Los Angeles, Sep 12 (IANS): Veteran actress Catherine O'Hara says she is "so grateful" that she grew up without the Internet because she feels she wouldn't have been able to develope as an actress properly.
The actress started her career on stage in the early 1970s and became known for her screen roles in projects such as “Home Alone” and “Schitt's Creek”.
She told Stylist magazine: "I’m so grateful I learned to do what I’m still trying to do in a world without the internet. I started in a theatre where we improvised every night and it was for that audience only.
"Pre-internet, it was so much easier to try things and not have them critiqued or put down. It allowed you to fail and you have to fail and not be afraid of getting things wrong,” said the actress, reports femalefirst.co.uk.
The 70-year-old star added: “If you worry about being judged by strangers, it stifles you.”

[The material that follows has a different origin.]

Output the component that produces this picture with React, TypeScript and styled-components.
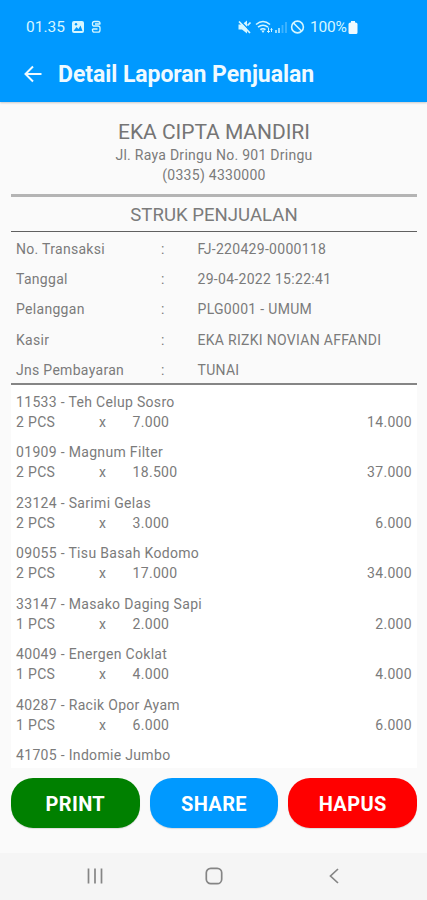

"Even if you do it subconsciously, you are restraining yourself because you’re aware of the reaction you might get. "That’s so sad. I’m glad I got to fail over and over and to keep trying new things."
The “Beetlejuice Beetlejuice” actress has also naturally faced rejection as an actress throughout her career but learned to deal with it by accepting that she has "no power" in changing anything when things don't necessarily go her way.
She said: "If you try for something and don’t get it, you don’t have any power in changing that fact. So you can wallow in your sorrow, which of course I’ve done, but it’s so much more satisfying if you can acknowledge that you have no power in it, if you can believe it just was not meant for you."